WRITTEN PROBLEM - Each line of the listing must be transcribed exactly, except for the images, which should be excluded.

▬▬▬▬▬▬

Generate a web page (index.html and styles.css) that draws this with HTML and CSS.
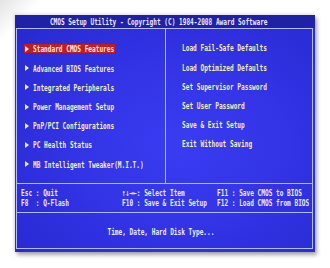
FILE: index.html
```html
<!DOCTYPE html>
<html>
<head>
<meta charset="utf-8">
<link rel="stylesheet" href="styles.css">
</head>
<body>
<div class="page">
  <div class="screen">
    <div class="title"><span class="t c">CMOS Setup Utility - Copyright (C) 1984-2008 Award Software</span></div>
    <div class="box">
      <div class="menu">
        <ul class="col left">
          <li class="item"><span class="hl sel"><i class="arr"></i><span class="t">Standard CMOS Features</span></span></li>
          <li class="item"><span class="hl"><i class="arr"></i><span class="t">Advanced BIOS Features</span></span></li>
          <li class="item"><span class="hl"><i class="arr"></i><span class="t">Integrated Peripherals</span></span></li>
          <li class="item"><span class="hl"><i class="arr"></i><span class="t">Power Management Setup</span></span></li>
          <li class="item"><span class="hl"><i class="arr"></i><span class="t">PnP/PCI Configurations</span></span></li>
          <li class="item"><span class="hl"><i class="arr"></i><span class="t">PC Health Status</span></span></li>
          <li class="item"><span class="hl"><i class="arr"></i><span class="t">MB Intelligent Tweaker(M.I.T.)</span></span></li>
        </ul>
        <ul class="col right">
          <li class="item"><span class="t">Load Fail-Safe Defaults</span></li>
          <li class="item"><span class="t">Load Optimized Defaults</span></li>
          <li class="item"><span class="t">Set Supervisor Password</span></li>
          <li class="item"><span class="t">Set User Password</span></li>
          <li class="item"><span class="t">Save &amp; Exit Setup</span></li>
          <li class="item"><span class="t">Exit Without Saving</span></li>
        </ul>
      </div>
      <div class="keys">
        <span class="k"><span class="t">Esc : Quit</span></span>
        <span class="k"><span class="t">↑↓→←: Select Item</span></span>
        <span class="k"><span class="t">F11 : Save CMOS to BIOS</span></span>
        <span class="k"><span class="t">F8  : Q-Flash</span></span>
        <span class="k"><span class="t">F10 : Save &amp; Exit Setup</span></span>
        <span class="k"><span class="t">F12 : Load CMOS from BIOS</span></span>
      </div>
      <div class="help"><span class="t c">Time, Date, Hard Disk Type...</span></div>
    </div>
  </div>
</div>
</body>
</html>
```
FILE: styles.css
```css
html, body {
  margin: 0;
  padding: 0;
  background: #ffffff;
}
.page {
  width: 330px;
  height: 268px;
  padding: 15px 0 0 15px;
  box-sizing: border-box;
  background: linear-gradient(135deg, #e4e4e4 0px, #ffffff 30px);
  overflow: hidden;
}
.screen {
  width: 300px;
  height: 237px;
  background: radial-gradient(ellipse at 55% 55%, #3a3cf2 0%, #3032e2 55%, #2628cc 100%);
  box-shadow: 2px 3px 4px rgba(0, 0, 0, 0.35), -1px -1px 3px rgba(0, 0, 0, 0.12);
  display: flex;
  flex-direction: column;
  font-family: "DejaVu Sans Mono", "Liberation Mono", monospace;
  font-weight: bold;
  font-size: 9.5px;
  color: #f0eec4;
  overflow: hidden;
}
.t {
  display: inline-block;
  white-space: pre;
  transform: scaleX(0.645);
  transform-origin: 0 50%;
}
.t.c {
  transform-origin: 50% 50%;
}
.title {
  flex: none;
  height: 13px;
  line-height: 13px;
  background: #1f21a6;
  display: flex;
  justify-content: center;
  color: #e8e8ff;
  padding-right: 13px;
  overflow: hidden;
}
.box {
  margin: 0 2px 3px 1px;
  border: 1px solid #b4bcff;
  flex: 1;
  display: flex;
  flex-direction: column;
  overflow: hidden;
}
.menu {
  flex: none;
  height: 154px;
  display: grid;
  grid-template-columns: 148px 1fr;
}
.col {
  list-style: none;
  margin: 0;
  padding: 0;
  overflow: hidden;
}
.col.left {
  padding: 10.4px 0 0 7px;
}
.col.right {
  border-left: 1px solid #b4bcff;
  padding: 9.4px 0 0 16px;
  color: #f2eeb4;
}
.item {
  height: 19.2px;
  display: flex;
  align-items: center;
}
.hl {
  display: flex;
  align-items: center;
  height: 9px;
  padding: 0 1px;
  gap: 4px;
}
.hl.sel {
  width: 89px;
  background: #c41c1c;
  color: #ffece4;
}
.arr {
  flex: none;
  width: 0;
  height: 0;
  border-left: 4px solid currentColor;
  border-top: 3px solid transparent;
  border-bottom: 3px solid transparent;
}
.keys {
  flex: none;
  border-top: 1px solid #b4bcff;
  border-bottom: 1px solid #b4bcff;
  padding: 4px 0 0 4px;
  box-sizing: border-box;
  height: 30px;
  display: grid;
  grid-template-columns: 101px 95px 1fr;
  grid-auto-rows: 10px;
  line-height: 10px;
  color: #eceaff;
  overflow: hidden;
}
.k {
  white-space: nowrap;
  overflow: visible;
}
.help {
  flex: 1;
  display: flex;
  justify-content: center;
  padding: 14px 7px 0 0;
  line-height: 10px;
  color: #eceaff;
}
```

▬▬▬▬▬▬

ANSWER TO THE EXERCISE -
Generate a web page (index.html and styles.css) that draws this with HTML and CSS.
FILE: index.html
```html
<!DOCTYPE html>
<html>
<head>
<meta charset="utf-8">
<link rel="stylesheet" href="styles.css">
</head>
<body>
<div class="page">
  <div class="screen">
    <div class="title"><span class="t c">CMOS Setup Utility - Copyright (C) 1984-2008 Award Software</span></div>
    <div class="box">
      <div class="menu">
        <ul class="col left">
          <li class="item"><span class="hl sel"><i class="arr"></i><span class="t">Standard CMOS Features</span></span></li>
          <li class="item"><span class="hl"><i class="arr"></i><span class="t">Advanced BIOS Features</span></span></li>
          <li class="item"><span class="hl"><i class="arr"></i><span class="t">Integrated Peripherals</span></span></li>
          <li class="item"><span class="hl"><i class="arr"></i><span class="t">Power Management Setup</span></span></li>
          <li class="item"><span class="hl"><i class="arr"></i><span class="t">PnP/PCI Configurations</span></span></li>
          <li class="item"><span class="hl"><i class="arr"></i><span class="t">PC Health Status</span></span></li>
          <li class="item"><span class="hl"><i class="arr"></i><span class="t">MB Intelligent Tweaker(M.I.T.)</span></span></li>
        </ul>
        <ul class="col right">
          <li class="item"><span class="t">Load Fail-Safe Defaults</span></li>
          <li class="item"><span class="t">Load Optimized Defaults</span></li>
          <li class="item"><span class="t">Set Supervisor Password</span></li>
          <li class="item"><span class="t">Set User Password</span></li>
          <li class="item"><span class="t">Save &amp; Exit Setup</span></li>
          <li class="item"><span class="t">Exit Without Saving</span></li>
        </ul>
      </div>
      <div class="keys">
        <span class="k"><span class="t">Esc : Quit</span></span>
        <span class="k"><span class="t">↑↓→←: Select Item</span></span>
        <span class="k"><span class="t">F11 : Save CMOS to BIOS</span></span>
        <span class="k"><span class="t">F8  : Q-Flash</span></span>
        <span class="k"><span class="t">F10 : Save &amp; Exit Setup</span></span>
        <span class="k"><span class="t">F12 : Load CMOS from BIOS</span></span>
      </div>
      <div class="help"><span class="t c">Time, Date, Hard Disk Type...</span></div>
    </div>
  </div>
</div>
</body>
</html>
```
FILE: styles.css
```css
html, body {
  margin: 0;
  padding: 0;
  background: #ffffff;
}
.page {
  width: 330px;
  height: 268px;
  padding: 15px 0 0 15px;
  box-sizing: border-box;
  background: linear-gradient(135deg, #e4e4e4 0px, #ffffff 30px);
  overflow: hidden;
}
.screen {
  width: 300px;
  height: 237px;
  background: radial-gradient(ellipse at 55% 55%, #3a3cf2 0%, #3032e2 55%, #2628cc 100%);
  box-shadow: 2px 3px 4px rgba(0, 0, 0, 0.35), -1px -1px 3px rgba(0, 0, 0, 0.12);
  display: flex;
  flex-direction: column;
  font-family: "DejaVu Sans Mono", "Liberation Mono", monospace;
  font-weight: bold;
  font-size: 9.5px;
  color: #f0eec4;
  overflow: hidden;
}
.t {
  display: inline-block;
  white-space: pre;
  transform: scaleX(0.645);
  transform-origin: 0 50%;
}
.t.c {
  transform-origin: 50% 50%;
}
.title {
  flex: none;
  height: 13px;
  line-height: 13px;
  background: #1f21a6;
  display: flex;
  justify-content: center;
  color: #e8e8ff;
  padding-right: 13px;
  overflow: hidden;
}
.box {
  margin: 0 2px 3px 1px;
  border: 1px solid #b4bcff;
  flex: 1;
  display: flex;
  flex-direction: column;
  overflow: hidden;
}
.menu {
  flex: none;
  height: 154px;
  display: grid;
  grid-template-columns: 148px 1fr;
}
.col {
  list-style: none;
  margin: 0;
  padding: 0;
  overflow: hidden;
}
.col.left {
  padding: 10.4px 0 0 7px;
}
.col.right {
  border-left: 1px solid #b4bcff;
  padding: 9.4px 0 0 16px;
  color: #f2eeb4;
}
.item {
  height: 19.2px;
  display: flex;
  align-items: center;
}
.hl {
  display: flex;
  align-items: center;
  height: 9px;
  padding: 0 1px;
  gap: 4px;
}
.hl.sel {
  width: 89px;
  background: #c41c1c;
  color: #ffece4;
}
.arr {
  flex: none;
  width: 0;
  height: 0;
  border-left: 4px solid currentColor;
  border-top: 3px solid transparent;
  border-bottom: 3px solid transparent;
}
.keys {
  flex: none;
  border-top: 1px solid #b4bcff;
  border-bottom: 1px solid #b4bcff;
  padding: 4px 0 0 4px;
  box-sizing: border-box;
  height: 30px;
  display: grid;
  grid-template-columns: 101px 95px 1fr;
  grid-auto-rows: 10px;
  line-height: 10px;
  color: #eceaff;
  overflow: hidden;
}
.k {
  white-space: nowrap;
  overflow: visible;
}
.help {
  flex: 1;
  display: flex;
  justify-content: center;
  padding: 14px 7px 0 0;
  line-height: 10px;
  color: #eceaff;
}
```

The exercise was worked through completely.